Faile reprit le carré de tissu et épongea de nouveau le visage de Perrin.
— Tu devrais dormir un peu…
— Tu es donc dame Bashere, ou quelque chose de ce genre. Comment t’es-tu entichée d’un banal forgeron ?
— Le bon verbe est « aimer », Perrin Aybara, dit Faile d’un ton ferme qui contrastait avec la douceur de sa main. Et tu n’es certainement pas un banal forgeron. (Elle cessa d’éponger.) Que voulait dire ce jeune coq en parlant des loups ? Raen aussi a mentionné un Elyas.
Perrin en eut d’abord le souffle coupé.
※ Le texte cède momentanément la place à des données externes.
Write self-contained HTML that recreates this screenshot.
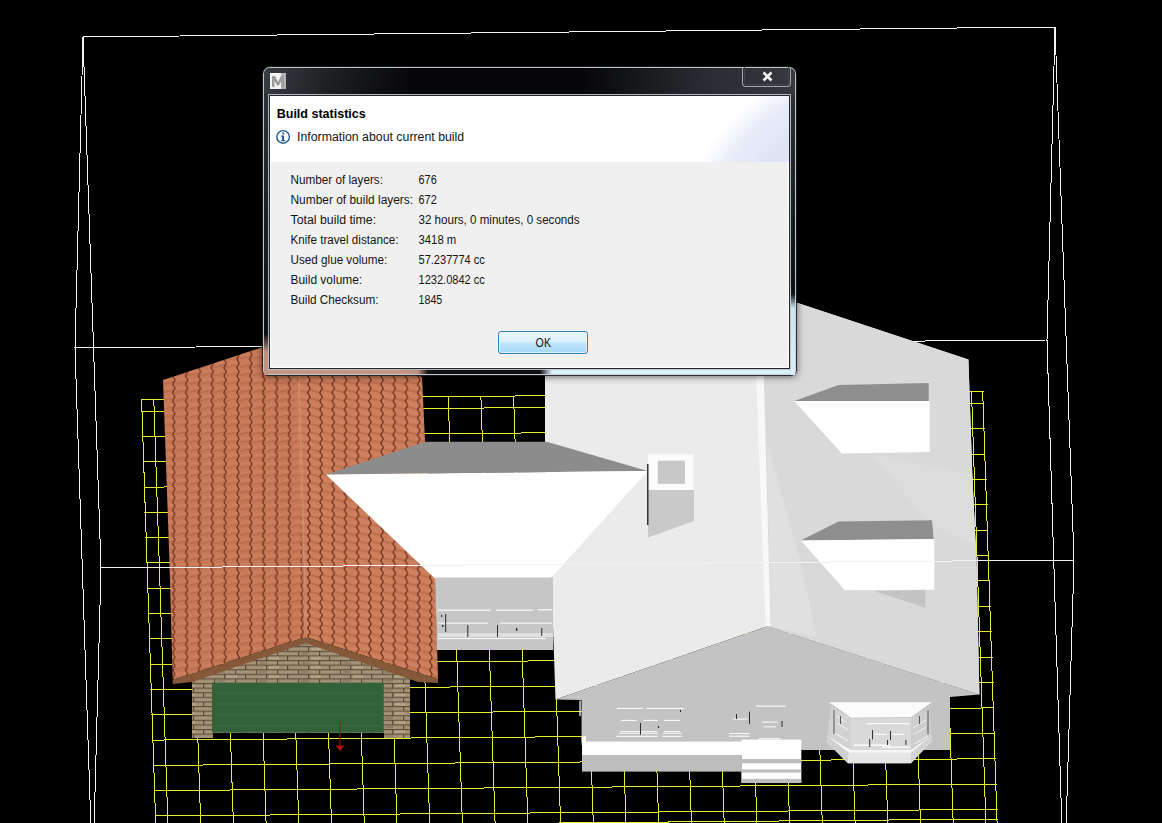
<!DOCTYPE html>
<html><head><meta charset="utf-8"><style>
html,body{margin:0;padding:0;width:1162px;height:823px;overflow:hidden;background:#000;font-family:"Liberation Sans",sans-serif;}
div{position:absolute;box-sizing:border-box}
</style></head><body>
<svg width="1162" height="823" viewBox="0 0 1162 823" style="position:absolute;left:0;top:0">
<defs>
<pattern id="tiles" patternUnits="userSpaceOnUse" width="12.85" height="8.4" x="186.6" y="0">
<rect width="12.85" height="8.4" fill="#c87a58"/>
<path d="M-1,6.5 L14,3.5" stroke="#9c5535" stroke-width="1.5" opacity="0.45"/><path d="M-1,3 L14,0" stroke="#e09272" stroke-width="1" opacity="0.35"/>
<path d="M0,0 C1.5,2.1 1.5,2.1 0,4.2 C-1.5,6.3 -1.5,6.3 0,8.4" stroke="#5a2210" stroke-width="1.1" fill="none"/>
<path d="M12.85,0 C14.35,2.1 14.35,2.1 12.85,4.2 C11.35,6.3 11.35,6.3 12.85,8.4" stroke="#5a2210" stroke-width="1.1" fill="none"/>
</pattern>
<pattern id="tiles2" patternUnits="userSpaceOnUse" width="12.2" height="8.4" x="308.9" y="0">
<rect width="12.2" height="8.4" fill="#cc7d5a"/>
<path d="M-1,3.5 L14,6.5" stroke="#9c5535" stroke-width="1.5" opacity="0.45"/><path d="M-1,0 L14,3" stroke="#e09272" stroke-width="1" opacity="0.35"/>
<path d="M0,0 C1.5,2.1 1.5,2.1 0,4.2 C-1.5,6.3 -1.5,6.3 0,8.4" stroke="#5a2210" stroke-width="1.1" fill="none"/>
<path d="M12.2,0 C13.7,2.1 13.7,2.1 12.2,4.2 C10.7,6.3 10.7,6.3 12.2,8.4" stroke="#5a2210" stroke-width="1.1" fill="none"/>
</pattern>
<pattern id="brick" patternUnits="userSpaceOnUse" width="42" height="9.2" y="637">
<rect width="42" height="9.2" fill="#a39278"/>
<rect x="0" y="0" width="42" height="1.1" fill="#5e4c38"/>
<rect x="0" y="4.6" width="42" height="1.1" fill="#5e4c38"/>
<rect x="14" y="0" width="1.2" height="4.6" fill="#5e4c38"/>
<rect x="35" y="0" width="1.2" height="4.6" fill="#5e4c38"/>
<rect x="4" y="4.6" width="1.2" height="4.6" fill="#5e4c38"/>
<rect x="25" y="4.6" width="1.2" height="4.6" fill="#5e4c38"/>
<rect x="17" y="1.5" width="10" height="2.5" fill="#b8a98e" opacity=".8"/>
<rect x="7" y="6" width="8" height="2.5" fill="#8a7860" opacity=".8"/>
</pattern>
</defs>
<rect width="1162" height="823" fill="#000"/>
<g stroke="#f4f4f4" stroke-width="1" fill="none" shape-rendering="crispEdges">
<path d="M83,37 L1055,27"/>
<path d="M83,37 L75,348 L91,830"/>
<path d="M83,37 L101,568 L94,830"/>
<path d="M1055,27 L1047,340 L1062,830"/>
<path d="M1055,27 L1074,560 L1066,830"/>
<path d="M75,348 L1047,340"/>
</g>
<path d="M141.6,399.7L155.9,830 M153.8,399.6L168.1,830 M186.5,399.3L200.9,830 M219.2,399.0L233.6,830 M251.9,398.7L266.3,830 M284.6,398.4L299.0,830 M317.3,398.0L331.7,830 M350.0,397.7L364.5,830 M382.8,397.4L397.2,830 M415.5,397.1L429.9,830 M448.2,396.8L462.6,830 M480.9,396.5L495.3,830 M513.6,396.2L528.1,830 M546.3,395.9L560.8,830 M579.0,395.6L593.5,830 M611.7,395.3L626.2,830 M644.4,395.0L658.9,830 M677.1,394.7L691.7,830 M709.9,394.4L724.4,830 M742.6,394.1L757.1,830 M775.3,393.8L789.8,830 M808.0,393.5L822.5,830 M840.7,393.2L855.3,830 M873.4,392.9L888.0,830 M906.1,392.6L920.7,830 M938.8,392.3L953.4,830 M971.5,392.0L986.1,830 M982.7,391.9L997.3,830 M140.8,399.6L983.9,391.5 M141.2,411.3L984.3,403.2 M142.0,436.6L985.2,428.6 M142.9,461.9L986.0,454.0 M143.7,487.2L986.8,479.4 M144.5,512.5L987.7,504.8 M145.4,537.8L988.5,530.1 M146.2,563.0L989.4,555.5 M147.1,588.3L990.2,580.9 M147.9,613.6L991.1,606.3 M148.8,638.9L991.9,631.7 M149.6,664.2L992.8,657.1 M150.4,689.5L993.6,682.5 M151.3,714.8L994.5,707.9 M152.1,740.1L995.3,733.3 M153.0,765.4L996.2,758.7 M153.8,790.6L997.0,784.0 M154.7,815.9L997.8,809.4 M155.0,826.7L998.2,819.0" stroke="#e4ee2e" stroke-width="1" fill="none" shape-rendering="crispEdges"/>
<polygon points="192,681 305.7,641 410,678 410,738 384,738 384,733 213,733 213,738 192,738" fill="url(#brick)"/>
<rect x="212" y="682.6" width="171.7" height="50" fill="#33623a"/>
<g stroke="#427346" stroke-width="1" opacity=".8"><path d="M216,693H380M216,704H380M216,715H380M216,726H380"/></g>
<path d="M339.8,721 V746" stroke="#a01212" stroke-width="1.1"/><polygon points="335.5,745.5 344.5,745.5 340,751" fill="#b01010"/>
<polygon points="163,380 296,336 305.7,637 172.7,680 169.4,560" fill="url(#tiles)"/>
<polygon points="296,336 422,377 425,441 435.3,579 438,679 305.7,637" fill="url(#tiles2)"/>
<path d="M297,336 L305.7,637" stroke="#de9674" stroke-width="3" opacity=".55"/>
<polygon points="172.7,680 305.7,637 438,679 438,683 418,682 305.7,643 192,682 172.7,684" fill="#86583a"/>
<polygon points="545,200 797,302.7 968.4,359.5 972.5,480 976.5,560 979.4,694.4 767.6,626.3 555.5,699.6 551.3,577 545,441.6" fill="#ebebeb"/>
<polygon points="759,200 797,302.7 968.4,359.5 972.5,480 976.5,560 979.4,694.4 767.6,626.3 770.5,626.3" fill="#d9d9d9"/>
<polygon points="749.5,200 759,200 770.5,626.5 765.6,626.5" fill="#f8f8f8"/>
<polygon points="766.5,440 771,626.3 817,638 800,560" fill="#e0e0e0"/>
<polygon points="871.5,453.8 972.3,474 975.5,545 930,525" fill="#dcdcdc" opacity=".8"/>
<polygon points="555.5,699.6 767.6,626.3 979.4,694.4 950,697 950,750 801,750 801,745 581.6,745 581.6,700" fill="#c3c3c3"/>
<rect x="579.4" y="700.6" width="1.3" height="15.4" fill="#f4f4f4"/><rect x="581.6" y="736" width="4.4" height="6" fill="#fafafa"/>
<rect x="582" y="741.6" width="219" height="13.4" fill="#ffffff"/>
<rect x="582" y="755" width="159.4" height="16.6" fill="#bdbdbd"/>
<rect x="741.4" y="739.6" width="59.9" height="43.4" fill="#ffffff"/>
<g fill="#bdbdbd"><rect x="741.4" y="759" width="59.9" height="4.3"/><rect x="741.4" y="769.5" width="59.9" height="3.1"/><rect x="741.4" y="778.8" width="59.9" height="4.2"/></g>
<g fill="#fafafa"><rect x="617" y="707.8" width="26" height="1.2"/><rect x="646.5" y="707.8" width="38" height="1.2"/><rect x="621" y="719.9" width="15.6" height="1.1"/><rect x="643" y="719.9" width="14.7" height="1.1"/><rect x="664" y="719.9" width="16" height="1.1"/><rect x="620" y="731.1" width="37" height="1"/><rect x="664" y="731.1" width="16" height="1"/><rect x="619" y="732.8" width="39" height="1"/><rect x="663" y="732.8" width="19" height="1"/><rect x="616.5" y="735.8" width="41" height="1.1"/><rect x="662" y="735.8" width="20" height="1.1"/>
<rect x="756" y="705.6" width="30" height="1.1"/><rect x="733" y="718.5" width="14.6" height="1.1"/><rect x="762" y="721.5" width="15.6" height="1.1"/><rect x="764" y="726.3" width="12" height="1"/><rect x="729" y="733" width="20.7" height="1"/><rect x="729" y="735.6" width="21" height="1.2"/><rect x="759" y="738.2" width="21.7" height="1.2"/></g>
<g fill="#2a2a2a"><rect x="640" y="723" width="1" height="11.6"/><rect x="736" y="714" width="1" height="5"/><rect x="749" y="711.7" width="1" height="12.3"/><rect x="781.5" y="721" width="1" height="6"/><rect x="680" y="710" width="1" height="2"/><rect x="658" y="726" width="1" height="2"/></g>
<polygon points="831.4,706.4 851,718 851,751.3 827.2,736.3" fill="#d2d2d2"/>
<polygon points="910.9,717.2 929.5,707.4 931.5,735.3 910.9,751.3" fill="#cdcdcd"/>
<rect x="851" y="718" width="60" height="33.3" fill="#d9d9d9"/>
<polygon points="828.3,702.2 932.6,702.2 910.9,718.2 851,718.2" fill="#fbfbfb"/>
<path d="M828.3,702.2 L851,718.2 L910.9,717.6 L932.6,702.2" stroke="#c4c4c4" stroke-width="1" fill="none"/>
<polygon points="827.2,736.3 851,750 910.9,750 932,735.3 932,741 910.9,763.2 847.9,763.2 827.2,742.5" fill="#f6f6f6"/>
<polygon points="827.2,736.3 848.9,752.8 847.9,763.2 827.2,742.5" fill="#cfcfcf"/>
<polygon points="932,735.3 910.9,752.8 910.9,763.2 932,741" fill="#d4d4d4"/>
<rect x="848.9" y="752.8" width="62" height="10.4" fill="#e6e6e6"/>
<g fill="#fafafa"><rect x="866.5" y="723" width="42.3" height="1.2"/><rect x="874" y="733.8" width="12.5" height="1.2"/><rect x="892" y="733.8" width="12.5" height="1.2"/><rect x="854" y="744.4" width="36" height="1.6"/><rect x="882" y="746.5" width="28" height="1.4"/></g>
<g fill="#333"><rect x="872" y="730" width="1" height="9.4"/><rect x="890" y="731" width="1" height="9"/><rect x="869.2" y="739" width="1" height="8"/><rect x="887" y="740" width="1" height="5"/><rect x="905.4" y="740" width="1" height="5"/></g>
<g stroke="#f4f4f4" stroke-width="1" fill="none"><path d="M836,716 L846,722 M837,723 L848,730 M835,733 L848,741"/><path d="M913,728 L926,720 M913,735 L926,727 M914,744 L928,736"/></g>
<g fill="#555"><rect x="833.5" y="710" width="1" height="24"/><rect x="927.5" y="710" width="1" height="24"/><rect x="840" y="716" width="1" height="8"/><rect x="919" y="716" width="1" height="8"/></g>
<polygon points="838.5,385 928.7,383 928.7,401 794.3,401" fill="#8e8e8e"/>
<polygon points="794.3,401 929.7,401 929.7,452 841.8,453.6" fill="#ffffff"/>
<polygon points="838.5,521.5 932,520.2 933.6,538.9 800.8,540.5" fill="#8e8e8e"/>
<polygon points="800.8,540.5 934.3,539 934.3,589.7 845,590.3" fill="#ffffff"/>
<polygon points="874.6,591.3 925.4,589.7 925.4,607.7" fill="#c4c4c4"/>
<polygon points="425.3,441.7 546.8,441.7 647.7,471 325.9,474.5" fill="#8c8c8c"/>
<polygon points="325.9,474.5 647.7,471 551,578 435.6,579.2" fill="#ffffff"/>
<polygon points="435,577.5 553,577.5 553,649.9 437,649.9" fill="#c6c6c6"/>
<g fill="#fafafa"><rect x="437.8" y="609.6" width="52.6" height="1.2"/><rect x="496" y="609.6" width="37" height="1.2"/><rect x="537.4" y="609.2" width="15" height="1.2"/><rect x="437.8" y="622.6" width="50" height="1.1"/><rect x="500" y="622.6" width="52" height="1.1"/><rect x="437.8" y="633.6" width="115" height="1"/><rect x="437.8" y="635.6" width="115" height="1"/><rect x="437.8" y="638" width="108" height="1.1"/></g>
<g fill="#2a2a2a"><rect x="445.2" y="614" width="1" height="18"/><rect x="467.3" y="625" width="1" height="12"/><rect x="497" y="625" width="1" height="12"/><rect x="541.2" y="628" width="1" height="8"/><rect x="441" y="615" width="1.2" height="2"/><rect x="442" y="625" width="1.5" height="2"/><rect x="516" y="628" width="1.3" height="3"/></g>
<polygon points="648,490 694,490 694,521 648,537.4" fill="#c9c9c9"/>
<rect x="648" y="454.3" width="45.5" height="35.7" fill="#fbfbfb"/>
<rect x="657.8" y="460.7" width="27.2" height="23.1" fill="#c8c8c8"/>
<rect x="647" y="464" width="1.5" height="61" fill="#333"/>
<path d="M101,568 L1074,560" stroke="#f2f2f2" stroke-width="1" fill="none" shape-rendering="crispEdges"/>
</svg>
<div style="left:262px;top:66px;width:535px;height:310px;border:1px solid rgba(25,28,32,.9);border-radius:8px 8px 6px 6px;box-shadow:0 1px 7px rgba(0,0,0,.55)"></div>
<div style="left:263px;top:67px;width:533px;height:308px;border:1px solid rgba(200,206,212,.95);border-radius:7px 7px 5px 5px;background:rgba(170,215,240,.25)"></div>
<div style="left:264px;top:68px;width:531px;height:26px;border-radius:6px 6px 0 0;background:linear-gradient(100deg,rgba(58,60,65,.92) 0%,rgba(30,31,35,.95) 12%,rgba(5,5,7,.97) 28%,rgba(5,5,7,.97) 60%,rgba(40,42,47,.95) 82%,rgba(55,57,62,.92) 100%)"></div>
<div style="left:264px;top:94px;width:4px;height:281px;background:linear-gradient(rgba(46,48,53,.96) 0,rgba(28,30,33,.96) 120px,rgba(12,13,15,.95) 240px,rgba(190,145,128,.95) 258px,rgba(196,150,132,.95) 100%)"></div>
<div style="left:791px;top:94px;width:4px;height:281px;background:linear-gradient(rgba(46,48,53,.96) 0,rgba(28,30,33,.96) 100px,rgba(12,13,15,.96) 200px,rgba(205,228,242,.97) 214px,rgba(218,240,250,.97) 100%)"></div>
<div style="left:268px;top:370px;width:527px;height:4px;background:linear-gradient(90deg,rgba(196,150,132,.95) 0,rgba(196,150,132,.95) 150px,rgba(14,15,17,.95) 160px,rgba(14,15,17,.95) 272px,rgba(218,240,250,.97) 284px,rgba(218,240,250,.97) 100%)"></div>
<svg style="position:absolute;left:270px;top:73px" width="16" height="16" viewBox="0 0 16 16"><rect width="16" height="16" fill="#f2f2f2"/><rect x="11" y="0" width="5" height="16" fill="#b4b4b4"/><path d="M2,14 V3 H5 L8,9 L11,3 H14 V14 H11.5 V7.5 L9,12.5 H7 L4.5,7.5 V14Z" fill="#9b9b9b"/></svg>
<div style="left:742px;top:67px;width:49px;height:20px;border:1px solid #a4a6aa;border-top:none;border-radius:0 0 4px 4px"></div>
<div style="left:744px;top:67px;width:45px;height:18px;border:1px solid #44464b;border-top:none;border-radius:0 0 3px 3px"></div>
<div style="left:268px;top:94px;width:523px;height:276px;border:1px solid rgba(190,196,202,.9)"></div>
<div style="left:269px;top:95px;width:521px;height:274px;border:1px solid #23262b;background:#f0f0f0;overflow:hidden;box-shadow:inset 1px 1px 0 #fff,inset -1px -1px 0 #fff">
 <div style="left:0;top:0;width:519px;height:66px;background:#fff"></div>
 <div style="left:0;top:0;width:519px;height:66px;background:radial-gradient(circle 200px at 600px 154px,#dce2f5 0,#e0e5f6 140px,#e9ecf9 168px,#f7f8fd 180px,rgba(255,255,255,0) 192px)"></div>
 <div style="left:228px;top:235px;width:90px;height:23px;border:1px solid #3c7fb1;border-radius:3px;background:linear-gradient(#eaf6fd 0%,#d9f0fc 48%,#bee6fd 52%,#a7d9f5 100%);box-shadow:inset 0 0 0 1px rgba(255,255,255,.55)"></div>
</div>
<svg width="1162" height="823" style="position:absolute;left:0;top:0" font-family="Liberation Sans"><text x="276.7" y="118" font-size="13.5" font-weight="bold" fill="#000" textLength="89.1" lengthAdjust="spacingAndGlyphs">Build statistics</text><text x="297" y="140.5" font-size="12" font-weight="normal" fill="#141414" textLength="167.2" lengthAdjust="spacingAndGlyphs">Information about current build</text><text x="290.5" y="183.6" font-size="12" font-weight="normal" fill="#141414" textLength="92.4" lengthAdjust="spacingAndGlyphs">Number of layers:</text><text x="290.5" y="203.6" font-size="12" font-weight="normal" fill="#141414" textLength="122.6" lengthAdjust="spacingAndGlyphs">Number of build layers:</text><text x="290.5" y="223.6" font-size="12" font-weight="normal" fill="#141414" textLength="85.6" lengthAdjust="spacingAndGlyphs">Total build time:</text><text x="290.5" y="243.6" font-size="12" font-weight="normal" fill="#141414" textLength="107.9" lengthAdjust="spacingAndGlyphs">Knife travel distance:</text><text x="290.5" y="263.6" font-size="12" font-weight="normal" fill="#141414" textLength="96.8" lengthAdjust="spacingAndGlyphs">Used glue volume:</text><text x="290.5" y="283.6" font-size="12" font-weight="normal" fill="#141414" textLength="71.7" lengthAdjust="spacingAndGlyphs">Build volume:</text><text x="290.5" y="303.6" font-size="12" font-weight="normal" fill="#141414" textLength="88.0" lengthAdjust="spacingAndGlyphs">Build Checksum:</text><text x="418.5" y="183.6" font-size="12" font-weight="normal" fill="#141414" textLength="18.2" lengthAdjust="spacingAndGlyphs">676</text><text x="418.5" y="203.6" font-size="12" font-weight="normal" fill="#141414" textLength="18.2" lengthAdjust="spacingAndGlyphs">672</text><text x="418.5" y="223.6" font-size="12" font-weight="normal" fill="#141414" textLength="161.0" lengthAdjust="spacingAndGlyphs">32 hours, 0 minutes, 0 seconds</text><text x="418.5" y="243.6" font-size="12" font-weight="normal" fill="#141414" textLength="37.8" lengthAdjust="spacingAndGlyphs">3418 m</text><text x="418.5" y="263.6" font-size="12" font-weight="normal" fill="#141414" textLength="66.4" lengthAdjust="spacingAndGlyphs">57.237774 cc</text><text x="418.5" y="283.6" font-size="12" font-weight="normal" fill="#141414" textLength="66.4" lengthAdjust="spacingAndGlyphs">1232.0842 cc</text><text x="418.5" y="303.6" font-size="12" font-weight="normal" fill="#141414" textLength="23.8" lengthAdjust="spacingAndGlyphs">1845</text><text x="535.6" y="346.8" font-size="12" font-weight="normal" fill="#141414" textLength="15.4" lengthAdjust="spacingAndGlyphs">OK</text><g><circle cx="283.1" cy="136.9" r="6.3" fill="none" stroke="#1d5c96" stroke-width="1.4"/><rect x="282.2" y="132.6" width="1.9" height="1.8" fill="#1d5c96"/><path d="M280.9,135.4 H284.1 V140.2 H285.4 V141.3 H280.9 V140.2 H282.1 V136.5 H280.9Z" fill="#1d5c96"/></g><path d="M763.5,72.5 L771.5,80.5 M771.5,72.5 L763.5,80.5" stroke="#f2f2f2" stroke-width="2.6"/></svg>
</body></html>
Pour tout arranger, il venait de reprocher à sa compagne d’avoir eu des secrets pour lui. Voilà ce qu’on obtenait quand on cédait à ses émotions les plus grossières. En d’autres termes, taper avec un marteau sans regarder revenait presque toujours à s’écraser le pouce.
Vaincu, Perrin raconta tout à Faile. Sa rencontre avec Elyas Machera, la découverte de son don de communiquer avec les loups… Puis le changement de couleur de ses yeux, leur gain en acuité, le développement de son ouïe et de son odorat, désormais très proches de ceux d’un loup.
Il parla aussi du rêve du loup, et de ce qu’il deviendrait s’il perdait totalement son humanité.
— C’est si facile… Parfois, surtout dans le rêve, j’oublie que je suis un homme. Un jour, si je ne me le rappelle pas à temps, je me transformerai en loup. Intérieurement, en tout cas. Je serai l’image à moitié fausse d’un loup, si tu préfères. Et il ne restera rien de moi.
Perrin se tut, certain que Faile allait détaler à toutes jambes.
— Si tu entends si bien que ça, dit calmement la jeune femme, je devrai faire attention à ce que je raconte quand tu es dans les environs.
Perrin prit la main de Faile afin qu’elle cesse de l’éponger.
— As-tu écouté ce que je t’ai dit ? Que penseront ton père et ta mère ? Un forgeron à moitié loup ? Toi, tu es une dame !
— Je pourrai répéter chaque mot que tu as dit… Mon père sera content. Il nous rabâche que le sang de notre lignée perd de la vigueur. Le pauvre regrette les jours anciens, et je sais qu’il me trouve particulièrement « adoucie ».
Faile eut un sourire qu’aucun loup au monde n’aurait renié.
— Ma mère… Elle a toujours rêvé que j’épouse un roi capable de fendre en deux un Trolloc d’un seul coup d’épée. Ta hache fera l’affaire, mais tu veux bien lui dire que tu es le roi des loups ? J’imagine que personne ne viendra contester ton droit à cette couronne, pas vrai ? Couper les Trollocs en deux suffirait à maman, mais le côté « roi » ne lui déplairait pas – un bonus, en quelque sorte.
— Par la Lumière ! couina Perrin.
Un instant, il avait cru que Faile était sérieuse.
Au fond, rien n’indiquait qu’elle ne l’était pas. Dans ce cas, rencontrer ses parents risquait d’être plus dangereux qu’un combat contre les Trollocs.
— Bois un peu, dit Faile en portant la chope aux lèvres du blessé. Tu as la gorge sèche, dirait-on.
Perrin but et faillit s’étrangler à cause du goût amer de l’eau. Faile y avait ajouté la poudre d’Ila. Et voilà qu’elle l’obligeait à tout boire !
Non, pas tout. Quand il parvint à la repousser, la chope n’était qu’à moitié vide. Pourquoi les médicaments étaient-ils toujours infects ? Parce que les femmes le faisaient exprès ! Perrin aurait mis sa tête à couper qu’elles se préparaient des potions beaucoup moins répugnantes.
— Je t’ai dit que je n’en voulais pas !
— Vraiment ? Je n’ai pas dû t’entendre… Quoi qu’il en soit, il faut que tu dormes. (Faile caressa les cheveux bouclés du jeune homme.) Dors, mon Perrin…
Indigné, Perrin tenta de dire qu’il avait bien exprimé son désir de ne rien prendre, et qu’elle ne pouvait pas ne pas avoir entendu. Mais les mots semblèrent s’enrouler autour de sa langue et ses yeux se fermèrent d’eux-mêmes.